Front-end source files
## BEGIN
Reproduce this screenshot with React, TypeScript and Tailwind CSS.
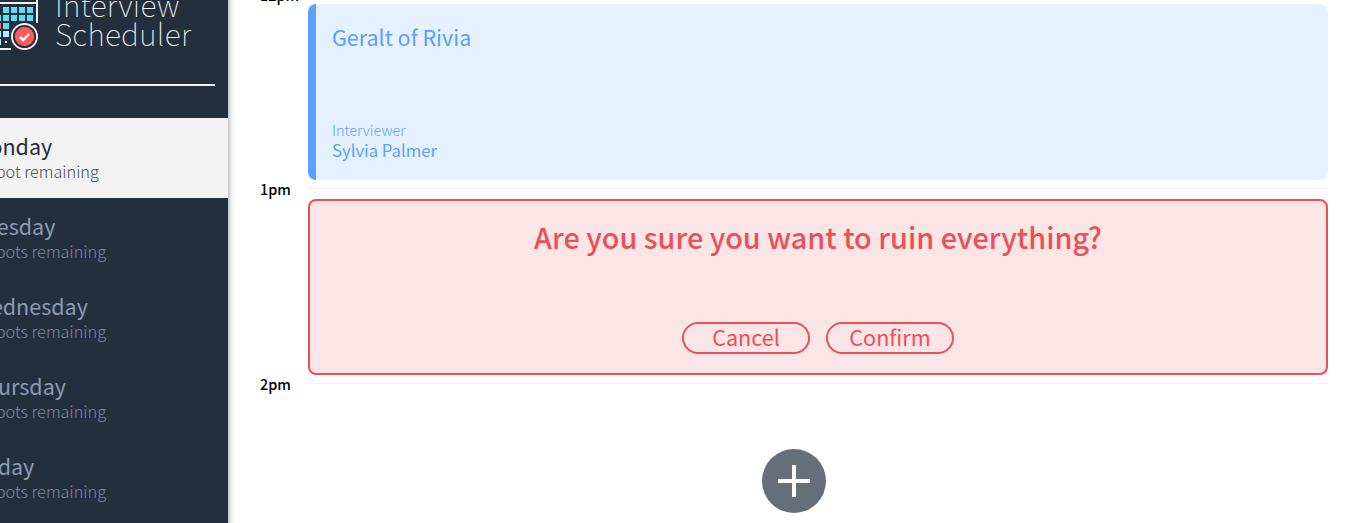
import React from "react";

const days = [
  { name: "Monday", spots: "1 spot remaining", selected: true },
  { name: "Tuesday", spots: "2 spots remaining", selected: false },
  { name: "Wednesday", spots: "2 spots remaining", selected: false },
  { name: "Thursday", spots: "2 spots remaining", selected: false },
  { name: "Friday", spots: "2 spots remaining", selected: false },
];

function Logo() {
  const cells = [
    [3, 7, "#5fdcf2"], [11, 7, "#5fdcf2"], [19, 7, "#5fdcf2"], [27, 7, "#5fdcf2"],
    [-5, 15, "#5fdcf2"], [3, 15, "#5fdcf2"], [11, 15, "#5fdcf2"], [19, 15, "#5fdcf2"], [27, 15, "#5fdcf2"],
    [-5, 23, "#ff5a5f"], [3, 23, "#5fdcf2"],
    [-5, 31, "#a5f0fa"], [3, 31, "#a5f0fa"],
    [-5, 39, "#a5f0fa"],
  ] as const;
  return (
    <svg className="block h-[52px] w-[38px] shrink-0" viewBox="0 0 38 52" fill="none">
      <path d="M0 3H37" stroke="#f2f2f2" strokeWidth="2" />
      <path d="M37 0V23" stroke="#f2f2f2" strokeWidth="2" />
      <path d="M0 49H11" stroke="#f2f2f2" strokeWidth="2" />
      {cells.map(([x, y, fill]) => (
        <rect key={`${x}-${y}`} x={x} y={y} width="6" height="6" fill={fill} />
      ))}
      <rect x="5" y="41" width="2" height="2" fill="#f2f2f2" />
      <circle cx="24.5" cy="36.5" r="13.5" fill="#f2f2f2" />
      <circle cx="24.5" cy="36.5" r="11.6" fill="#242f3d" />
      <circle cx="24.5" cy="36.5" r="9.7" fill="#ff5a5f" />
      <path d="M20 37L23.2 40L29 34" stroke="#fff" strokeWidth="2.4" />
    </svg>
  );
}

function Sidebar() {
  return (
    <aside className="z-10 flex h-full w-[228px] shrink-0 flex-col overflow-hidden bg-[#242f3d]">
      <div className="flex h-[84px] items-start">
        <Logo />
        <div className="-mt-[10px] ml-[17px] text-[30px] leading-[29px] font-thin tracking-[0.3px] text-[#f2f2f2]">
          <div>Interview</div>
          <div>Scheduler</div>
        </div>
      </div>
      <div className="mr-[13px] h-[2px] shrink-0 bg-[#f2f2f2]" />
      <nav className="mt-8">
        {days.map((day) => (
          <div
            key={day.name}
            className={
              day.selected
                ? "flex h-20 flex-col bg-[#f2f2f2] pt-3 text-[#242f3d]"
                : "flex h-20 flex-col pt-3 text-[#8a9bb5]"
            }
          >
            <div className="-ml-7 text-[21.5px] leading-8 whitespace-nowrap">{day.name}</div>
            <div className="-ml-6 text-[16.3px] leading-[18px] font-light whitespace-nowrap opacity-85">{day.spots}</div>
          </div>
        ))}
      </nav>
    </aside>
  );
}

function HourLine({ time, first = false }: { time: string; first?: boolean }) {
  return (
    <div className="flex h-[11px] items-start">
      <div
        className={
          first
            ? "w-[47px] text-[14.4px] leading-[3px] font-medium text-black"
            : "w-[47px] text-[14.4px] leading-px font-medium text-black"
        }
      >
        {time}
      </div>
      <div className="h-px flex-1 bg-[#f2f2f2]" />
    </div>
  );
}

function ActionButton({ label }: { label: string }) {
  return (
    <button className="flex h-8 w-32 items-center justify-center rounded-full border-2 border-[#ec5056] pb-0.5 text-[21.6px] leading-none text-[#ec5056]">
      {label}
    </button>
  );
}

export default function App() {
  return (
    <div className="flex h-[523px] w-full overflow-hidden bg-white font-['Noto_Sans_CJK_SC',sans-serif]">
      <Sidebar />
      <div className="h-full w-2 shrink-0 bg-linear-to-r from-[#c2c5c8] via-[#f2f2f3] to-white" />
      <main className="-mt-[7px] flex min-w-0 flex-1 flex-col pr-[30px] pl-6">
        <HourLine time="12pm" first />
        <article className="ml-12 flex h-44 shrink-0 flex-col justify-between rounded-[8px] border-l-8 border-[#5ba1ff] bg-[#e5f1fe] pt-[17px] pb-5 pl-4 text-[#5ba1ff]">
          <h2 className="text-[21.5px] leading-8">Geralt of Rivia</h2>
          <div>
            <div className="text-[14.4px] leading-5 font-light">Interviewer</div>
            <div className="text-[16.7px] leading-5">Sylvia Palmer</div>
          </div>
        </article>
        <div className="h-2 shrink-0" />
        <HourLine time="1pm" />
        <article className="ml-12 flex h-44 shrink-0 flex-col items-center justify-between rounded-[8px] border-2 border-[#ec5056] bg-[#fbe5e7] pt-4 pb-[19px] text-[#ec5056]">
          <h1 className="text-[28.8px] leading-10 font-medium">Are you sure you want to ruin everything?</h1>
          <div className="flex gap-4">
            <ActionButton label="Cancel" />
            <ActionButton label="Confirm" />
          </div>
        </article>
        <div className="h-2 shrink-0" />
        <HourLine time="2pm" />
        <div className="mt-[55px] flex justify-center">
          <button className="flex size-16 items-center justify-center rounded-full bg-[#666e7a]" aria-label="Add">
            <svg className="size-8" viewBox="0 0 32 32" fill="#fff">
              <path d="M14 0H18V14H32V18H18V32H14V18H0V14H14Z" />
            </svg>
          </button>
        </div>
      </main>
    </div>
  );
}
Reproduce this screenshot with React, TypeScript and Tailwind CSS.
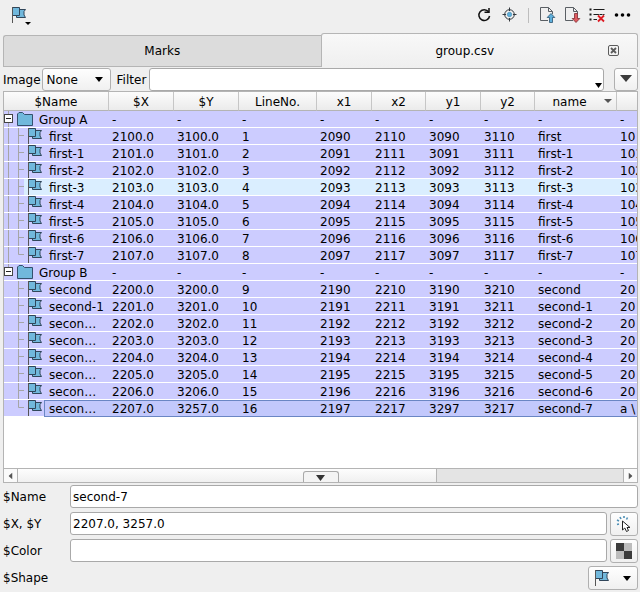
## END
● Task prompt
Without including the pictures, return each record above exactly as it stands.

● Answer to this task
Reproduce this screenshot with React, TypeScript and Tailwind CSS.
import React from "react";

const days = [
  { name: "Monday", spots: "1 spot remaining", selected: true },
  { name: "Tuesday", spots: "2 spots remaining", selected: false },
  { name: "Wednesday", spots: "2 spots remaining", selected: false },
  { name: "Thursday", spots: "2 spots remaining", selected: false },
  { name: "Friday", spots: "2 spots remaining", selected: false },
];

function Logo() {
  const cells = [
    [3, 7, "#5fdcf2"], [11, 7, "#5fdcf2"], [19, 7, "#5fdcf2"], [27, 7, "#5fdcf2"],
    [-5, 15, "#5fdcf2"], [3, 15, "#5fdcf2"], [11, 15, "#5fdcf2"], [19, 15, "#5fdcf2"], [27, 15, "#5fdcf2"],
    [-5, 23, "#ff5a5f"], [3, 23, "#5fdcf2"],
    [-5, 31, "#a5f0fa"], [3, 31, "#a5f0fa"],
    [-5, 39, "#a5f0fa"],
  ] as const;
  return (
    <svg className="block h-[52px] w-[38px] shrink-0" viewBox="0 0 38 52" fill="none">
      <path d="M0 3H37" stroke="#f2f2f2" strokeWidth="2" />
      <path d="M37 0V23" stroke="#f2f2f2" strokeWidth="2" />
      <path d="M0 49H11" stroke="#f2f2f2" strokeWidth="2" />
      {cells.map(([x, y, fill]) => (
        <rect key={`${x}-${y}`} x={x} y={y} width="6" height="6" fill={fill} />
      ))}
      <rect x="5" y="41" width="2" height="2" fill="#f2f2f2" />
      <circle cx="24.5" cy="36.5" r="13.5" fill="#f2f2f2" />
      <circle cx="24.5" cy="36.5" r="11.6" fill="#242f3d" />
      <circle cx="24.5" cy="36.5" r="9.7" fill="#ff5a5f" />
      <path d="M20 37L23.2 40L29 34" stroke="#fff" strokeWidth="2.4" />
    </svg>
  );
}

function Sidebar() {
  return (
    <aside className="z-10 flex h-full w-[228px] shrink-0 flex-col overflow-hidden bg-[#242f3d]">
      <div className="flex h-[84px] items-start">
        <Logo />
        <div className="-mt-[10px] ml-[17px] text-[30px] leading-[29px] font-thin tracking-[0.3px] text-[#f2f2f2]">
          <div>Interview</div>
          <div>Scheduler</div>
        </div>
      </div>
      <div className="mr-[13px] h-[2px] shrink-0 bg-[#f2f2f2]" />
      <nav className="mt-8">
        {days.map((day) => (
          <div
            key={day.name}
            className={
              day.selected
                ? "flex h-20 flex-col bg-[#f2f2f2] pt-3 text-[#242f3d]"
                : "flex h-20 flex-col pt-3 text-[#8a9bb5]"
            }
          >
            <div className="-ml-7 text-[21.5px] leading-8 whitespace-nowrap">{day.name}</div>
            <div className="-ml-6 text-[16.3px] leading-[18px] font-light whitespace-nowrap opacity-85">{day.spots}</div>
          </div>
        ))}
      </nav>
    </aside>
  );
}

function HourLine({ time, first = false }: { time: string; first?: boolean }) {
  return (
    <div className="flex h-[11px] items-start">
      <div
        className={
          first
            ? "w-[47px] text-[14.4px] leading-[3px] font-medium text-black"
            : "w-[47px] text-[14.4px] leading-px font-medium text-black"
        }
      >
        {time}
      </div>
      <div className="h-px flex-1 bg-[#f2f2f2]" />
    </div>
  );
}

function ActionButton({ label }: { label: string }) {
  return (
    <button className="flex h-8 w-32 items-center justify-center rounded-full border-2 border-[#ec5056] pb-0.5 text-[21.6px] leading-none text-[#ec5056]">
      {label}
    </button>
  );
}

export default function App() {
  return (
    <div className="flex h-[523px] w-full overflow-hidden bg-white font-['Noto_Sans_CJK_SC',sans-serif]">
      <Sidebar />
      <div className="h-full w-2 shrink-0 bg-linear-to-r from-[#c2c5c8] via-[#f2f2f3] to-white" />
      <main className="-mt-[7px] flex min-w-0 flex-1 flex-col pr-[30px] pl-6">
        <HourLine time="12pm" first />
        <article className="ml-12 flex h-44 shrink-0 flex-col justify-between rounded-[8px] border-l-8 border-[#5ba1ff] bg-[#e5f1fe] pt-[17px] pb-5 pl-4 text-[#5ba1ff]">
          <h2 className="text-[21.5px] leading-8">Geralt of Rivia</h2>
          <div>
            <div className="text-[14.4px] leading-5 font-light">Interviewer</div>
            <div className="text-[16.7px] leading-5">Sylvia Palmer</div>
          </div>
        </article>
        <div className="h-2 shrink-0" />
        <HourLine time="1pm" />
        <article className="ml-12 flex h-44 shrink-0 flex-col items-center justify-between rounded-[8px] border-2 border-[#ec5056] bg-[#fbe5e7] pt-4 pb-[19px] text-[#ec5056]">
          <h1 className="text-[28.8px] leading-10 font-medium">Are you sure you want to ruin everything?</h1>
          <div className="flex gap-4">
            <ActionButton label="Cancel" />
            <ActionButton label="Confirm" />
          </div>
        </article>
        <div className="h-2 shrink-0" />
        <HourLine time="2pm" />
        <div className="mt-[55px] flex justify-center">
          <button className="flex size-16 items-center justify-center rounded-full bg-[#666e7a]" aria-label="Add">
            <svg className="size-8" viewBox="0 0 32 32" fill="#fff">
              <path d="M14 0H18V14H32V18H18V32H14V18H0V14H14Z" />
            </svg>
          </button>
        </div>
      </main>
    </div>
  );
}
Reproduce this screenshot with React, TypeScript and Tailwind CSS.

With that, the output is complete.